This title might seem more appropriate for the Greenpeace newsletter, but I hope it caught your attention!
It was such a pleasure to meet many of you at the recent Annual General Meeting, a great opportunity for the AARO community to exchange ideas. Your ideas there and the feedback from the member survey have energized us for the work ahead.
In a discussion after the meeting about the difficult tax situation for Americans abroad, one member aptly likened us to dolphins being caught in tuna nets. While the mission of combatting global tax evasion and criminal money laundering is a laudable one, the measures taken to achieve that purpose should not be unduly burdensome to an entire class of law-abiding citizens. AARO has made important progress in bringing the situation of us “dolphins” to the attention of Washington and the National Taxpayer Advocate (Nina Olson), as Lucy Laederich and Tim Ramier reminded us. Yet, as John Fredenberger mentioned, as global tax evasion scandals inevitably take the limelight in the international press, it is a tough environment in which to be heard!
On May 5, 2016, in response to the international press attention surrounding the release of the “Panama Papers”, the Obama administration announced a number of initiatives directed at enhancing financial transparency in the United States. In a letter to Paul Ryan, Secretary of the Treasury Jacob J. Lew highlighted the measures the Treasury have recently taken: (1) finalizing customer due diligence regulations for financial institutions and (2) issuing proposed regulations increasing information reporting requirements for certain wholly-owned U.S. entities. These entities, often organized in Delaware, may be used to shield foreign owners of non-U.S. assets or non-U.S. bank accounts. The IRS has hitched these new regulations to the existing rules for reporting non-U.S. entities with U.S. owners, which affect many AARO members. As we discussed at the recent Tax 202 meeting, these requirements are complex and subject to significant penalties for non-compliance.

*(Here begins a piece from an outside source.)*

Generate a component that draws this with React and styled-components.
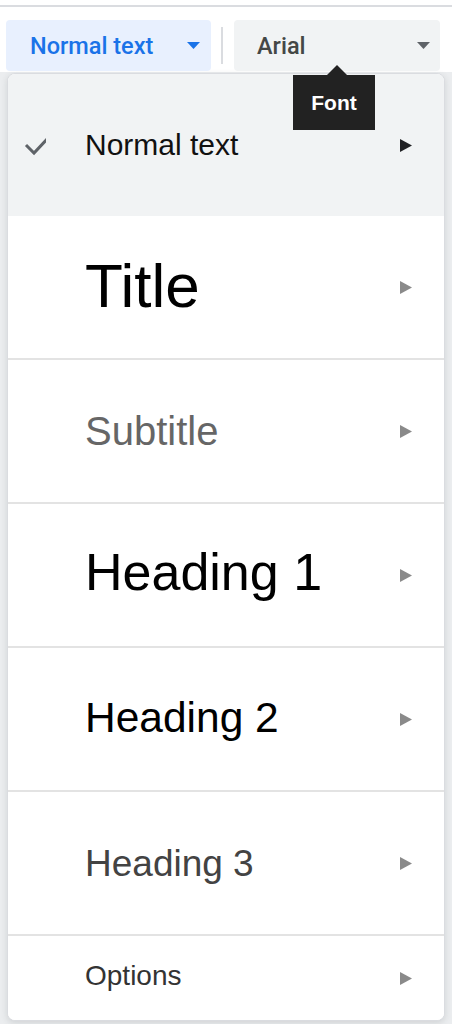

Secretary Lew also called for Congress to act to take further measures, including passing legislation to require U.S. financial institutions to provide the same information that foreign financial institutions must provide the IRS under FATCA. As John Fredenberger mentioned at the AGM, lack of full reciprocity under FATCA is a topic that is currently being studied by the French government as a basis for principled objection to FATCA and its impact on the significant number of “accidental Americans” in France.
In an unfortunate turn of phrase, the Secretary’s letter states that “FATCA allows us to gain insight into the accounts of U.S. citizens abroad, limiting the ability of tax evaders to hide assets in overseas accounts.” In fact, FACTA is not directed at the accounts of U.S. citizens abroad but accounts themselves located outside the United States. This statement is illustrative of how Washington continues to confuse us dolphins for tunas, and highlights the importance of the advocacy work by AARO and its members to lobby for changes to alleviate the undue burdens of FATCA on Americans abroad, such as the “same country exception” to FATCA reporting.
The tax committee welcomes your participation and input as we work to coordinate global efforts, raise awareness and achieve solutions for the benefit of all Americans abroad.